Ijora is a settlement in Lagos, Nigeria.

==History==
Ijora was originally a swampy and water-logged village where residents coming from Lagos Island could reach their homes with the use of canoes. The establishment of a railway terminus at Iddo, a nearby settlement boosted the importance of Ijora. In 1919, the colonial government commissioned a coal wharf at Ijora to unload coal for the use of the Nigerian Railway and the Ijora Thermal Station. In 1923, the government constructed the Ijora Thermal Station to generate electricity for the railway and the environs close to Ijora. In the 1960s, the Lagos State town planning authority and the Federal Government of Nigeria decided to zone tracts of land in the area for industrial use The new zoning led to the draining and further reclamation of land.

The industrial estate used to be a base for the firms: K Maroun, Incar cars and West African Cold Storage. The Ijora wharf also functioned as an offloading point for frozen food.

==Sections of Ijora==
Other neighborhoods in Ijora include Ijora Oloye, Ijora-Badia and Ijora Olopa. Majority of these places are slums.

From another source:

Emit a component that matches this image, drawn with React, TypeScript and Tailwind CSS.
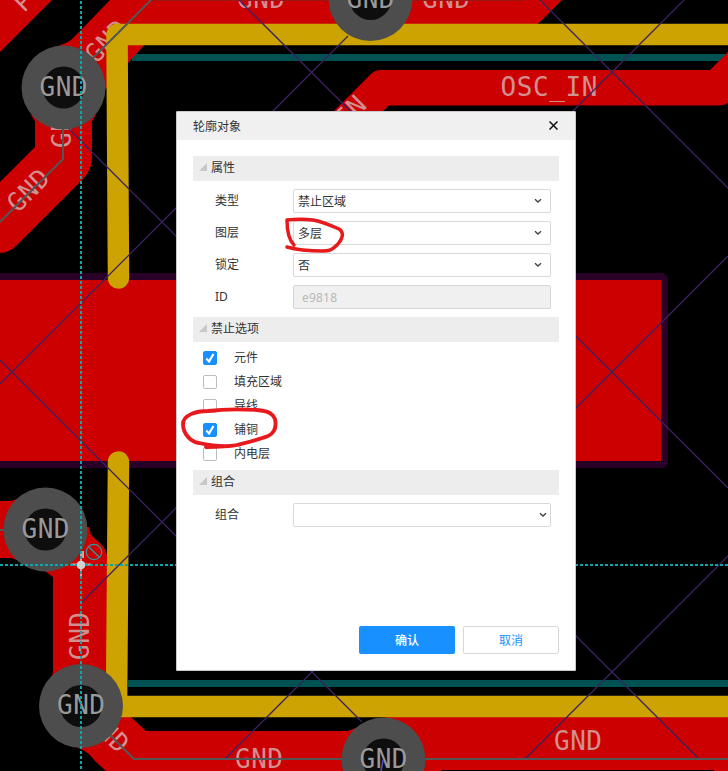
import type { ReactNode } from 'react';

const RED = '#cc0000';
const NET = "font-['DejaVu_Sans_Mono',monospace] text-[26px]";

function Net({ x, y, w = 48, rotate = 0, fill = '#d28f8f', children }: { x: number; y: number; w?: number; rotate?: number; fill?: string; children: string }) {
  return (
    <text x={-w / 2} y={9.5} textLength={w} lengthAdjust="spacing" transform={`translate(${x} ${y}) rotate(${rotate})`} fill={fill} className={NET}>
      {children}
    </text>
  );
}

function Via({ x, y }: { x: number; y: number }) {
  return (
    <g>
      <circle cx={x} cy={y} r="42" fill="#4d4d4d" />
      <circle cx={x} cy={y} r="21" fill="#0e0e0e" />
    </g>
  );
}

function Board() {
  return (
    <svg className="absolute inset-0" width="728" height="771" viewBox="0 0 728 771">
      <rect width="728" height="771" fill="#000" />
      <path d="M132 57.5H728M128 683.5H728" stroke="#005252" strokeWidth="7" />
      <g fill={RED}>
        <path d="M0 0H52L0 52Z" />
        <path d="M110 0H562L541 21Q537 25 530 30H158L128 63L103 92L40 60L60 45Q69 43 74 37L83 28Z" />
        <path d="M31 115H96L92 121V158Q92 170 82 180L17 245Q9 253 0 253V182L35 147V121Z" />
        <path d="M334 111L371 74Q375 70 381 70H710L728 52V103Q724 105.500 718 105.500H389L383 111Z" />
        <path d="M0 501H11L17 499L60 530L17 560L11 558H0Z" />
        <path d="M86 527H89L91 535L102 545Q107 551 107 557V700H53V676L50 680Q53 676 53 670V577L45 571L40 560Z" />
        <path d="M100 717H131L146 731H348L363 725L387 717H728V771H106L95 761Q88 751 78 748Z" />
      </g>
      <rect x="441" y="770" width="273" height="1" fill="#000" />
      <rect x="-20" y="273" width="688" height="195" rx="6" fill="#280028" />
      <rect x="-2" y="280" width="663" height="181" fill={RED} />
      <Net x={28} y={190} rotate={-45}>GND</Net>
      <Net x={61.5} y={124} rotate={-90}>GND</Net>
      <Net x={106} y={41} rotate={-45}>GND</Net>
      <Net x={23} y={1} w={16} rotate={-45}>P</Net>
      <Net x={261} y={-2}>GND</Net>
      <Net x={446} y={-2}>GND</Net>
      <Net x={549} y={86} w={97}>OSC_IN</Net>
      <Net x={350} y={111} w={32} rotate={-45}>IN</Net>
      <Net x={79.5} y={636} rotate={-90}>GND</Net>
      <Net x={108} y={731} rotate={45}>GND</Net>
      <Net x={259} y={758}>GND</Net>
      <Net x={578} y={740}>GND</Net>
      <g fill="none" stroke="#555" strokeWidth="2">
        <path d="M63 110V159L0 222M0 530H40M110 735L134 759" />
        <path d="M134 759H728" />
      </g>
      <path d="M150 .5H523" stroke="#9c1717" />
      <g fill="none" stroke="#cca300" strokeWidth="21.500" strokeLinecap="round" strokeLinejoin="round">
        <path d="M118.500 278L117 34.500H750" />
        <path d="M118.500 462L116.500 706.500H750" />
      </g>
      <path d="M90 61L151 0" stroke="#555" strokeWidth="2" />
      <path
        d="M348 36L0 384M684 0L81 603M728 256L226 758M728 556L526 758M68 128L698 758M239 0L728 488M540 0L728 188M0 360L362 722"
        stroke="#3b2260"
        strokeWidth="1.300"
        fill="none"
      />
      <Via x={63.5} y={87.5} />
      <Via x={370.5} y={-1} />
      <Via x={45.5} y={529.5} />
      <Via x={81} y={706} />
      <Via x={383.5} y={759.5} />
      <Net x={63.5} y={86} fill="#999">GND</Net>
      <Net x={370.5} y={-2} fill="#999">GND</Net>
      <Net x={45.5} y={528} fill="#999">GND</Net>
      <Net x={81} y={704.5} fill="#999">GND</Net>
      <Net x={383.5} y={758} fill="#999">GND</Net>
      <path d="M383 760L381 771" stroke="#5050cc" strokeWidth="1.500" />
      <path d="M71 564.500H91M81 553V577" stroke="#c9a5a5" strokeWidth="2" />
      <path d="M82 551V558" stroke="#c9a5a5" strokeWidth="4" />
      <path d="M81 1V771M0 565H728" stroke="#0aa8a8" strokeWidth="2" strokeDasharray="3 2" />
      <path d="M79 561H83L85 563V567L83 569H79L77 567V563Z" fill="#d0d0d0" />
      <g fill="none" stroke="#2a9d9d" strokeWidth="1.200">
        <circle cx="94" cy="552" r="7.700" />
        <path d="M88.500 546.500L99.500 557.500" />
      </g>
    </svg>
  );
}

function Chevron() {
  return (
    <svg width="8" height="6" viewBox="0 0 8 6" className="shrink-0">
      <path d="M1 1.300L4 4.100L7 1.300" fill="none" stroke="#444" strokeWidth="1.400" />
    </svg>
  );
}

function Section({ title }: { title: string }) {
  return (
    <div className="flex h-[25px] shrink-0 items-start bg-[#ededed] pl-[6px]">
      <svg width="8" height="8" viewBox="0 0 8 8" className="mt-[7px] mr-1">
        <path d="M8 0V8H0Z" fill="#c8c8c8" />
      </svg>
      <span className="leading-[24px]">{title}</span>
    </div>
  );
}

function Row({ label, children }: { label: string; children: ReactNode }) {
  return (
    <div className="flex h-6 pl-[22px]">
      <span className="w-[78px] leading-[23px]">{label}</span>
      {children}
    </div>
  );
}

function Select({ value, tight = false }: { value: string; tight?: boolean }) {
  return (
    <div className={`flex h-6 w-[258px] items-center justify-between rounded-[2px] border border-[#d9d9d9] bg-white pl-1 ${tight ? 'pr-[3px]' : 'pr-2'}`}>
      <span className="pt-[2px]">{value}</span>
      <Chevron />
    </div>
  );
}

function Check({ label, checked = false }: { label: string; checked?: boolean }) {
  return (
    <div className="flex h-6 items-center">
      <span className={`mr-[17px] flex size-[14px] items-center justify-center rounded-[2px] border ${checked ? 'border-[#1890ff] bg-[#1890ff]' : 'border-[#bdbdbd] bg-white'}`}>
        {checked && (
          <svg width="12" height="12" viewBox="0 0 12 12" className="shrink-0">
            <path d="M2.300 6.500L5 9.500L9.500 2" fill="none" stroke="#fff" strokeWidth="2.200" />
          </svg>
        )}
      </span>
      <span>{label}</span>
    </div>
  );
}

function Dialog() {
  return (
    <div className="absolute top-[111px] left-[176px] flex h-[560px] w-[400px] flex-col rounded-[1px] border border-[#c9c9c9] bg-white font-['Noto_Sans','Noto_Sans_CJK_SC',sans-serif] text-[12px] leading-4 text-[#333]">
      <div className="flex h-7 shrink-0 items-center justify-between bg-[#f0f0f0] pr-[17px] pl-4">
        <span className="pt-[2px]">轮廓对象</span>
        <svg width="9" height="9" viewBox="0 0 9 9" className="mb-px">
          <path d="M.5 .5L8.500 8.500M8.500 .5L.5 8.500" stroke="#111" strokeWidth="1.500" />
        </svg>
      </div>
      <div className="flex grow flex-col px-4 pt-4">
        <Section title="属性" />
        <div className="mt-2 flex flex-col gap-2">
          <Row label="类型"><Select value="禁止区域" /></Row>
          <Row label="图层"><Select value="多层" /></Row>
          <Row label="锁定"><Select value="否" /></Row>
          <Row label="ID">
            <div className="h-6 w-[258px] rounded-[2px] border border-[#d5d5d5] bg-[#f0f0f0] pl-2 leading-[24px] tracking-[0.2px] text-[#b8b8b8]">e9818</div>
          </Row>
        </div>
        <div className="mt-2 flex flex-col"><Section title="禁止选项" /></div>
        <div className="mt-1 mb-1 flex flex-col pl-[10px]">
          <Check label="元件" checked />
          <Check label="填充区域" />
          <Check label="导线" />
          <Check label="铺铜" checked />
          <Check label="内电层" />
        </div>
        <Section title="组合" />
        <div className="mt-2">
          <Row label="组合"><Select value="" tight /></Row>
        </div>
      </div>
      <div className="mb-4 flex h-7 justify-end gap-2 pr-4">
        <button className="w-24 rounded-[2px] bg-[#1890ff] pt-[2px] font-medium text-white">确认</button>
        <button className="w-24 rounded-[2px] border border-[#d9d9d9] pt-[2px] text-[#1890ff]">取消</button>
      </div>
    </div>
  );
}

function Marks() {
  return (
    <svg className="absolute inset-0" width="728" height="771" viewBox="0 0 728 771" fill="none" stroke="#e8191c" strokeLinecap="round" strokeLinejoin="round">
      <path strokeWidth="3.500" d="M294 245C289 240 287 233 287 220C296 219 305 219 313 220C323 222 330 225 339 229C345 233 342 239 338 244C331 251 328 251 323 251C308 251 297 250 287 247" />
      <path strokeWidth="3.800" d="M206 447C218 447 227 447 237 445C249 442 258 440 268 436C277 432 276 424 275 419C273 414 269 411 257 410C240 409 224 409 208 411C196 411 183 415 183 424C183 434 191 442 199 443C213 446 227 447 237 445" />
    </svg>
  );
}

export default function App() {
  return (
    <main className="relative h-[771px] w-[728px] overflow-hidden bg-black">
      <Board />
      <Dialog />
      <Marks />
    </main>
  );
}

Alleged members of Boko Haram were arrested at Ijora Oloye in 2013 and in 2016.

Ijora-Olopa is a major frozen food market in Lagos. Ajeloro Fish Market in Ijora Coal Wharf is located in this neighborhood.

Ijora-Badia is one of Lagos' under-serviced but high density areas. Many early inhabitants of Ijora-Badia are resettlers from Oluwole Village, when the village was acquired by the government for the construction of the National Theatre. Since the resettlement the neighborhood has grown with large number of people living close to the railway tract.

==Transportation==
Eko Bridge also known as the second mainland bridge starts from Ijora linking Lagos Island. The Ijora Causeway is a major route to Apapa Wharf. While the Ikorodu - Western (Funsho Williams) Avenue - Apapa Expressway passes through Ijora. The proposed Blue Light Rail Project from Okokomaiko to Marina has a stop close to Ijora.

==Economy==
The creation of an industrial estate in Ijora led to the establishment of industries in the area. Seven Up Bottling of Nigeria has a factory in the area. Ijora is also close to the Iganmu Industrial Estate and Iddo terminal.

Cummins West Africa/Cummins Nigeria, a division of Cummins Diesel, is headquartered in Ijora.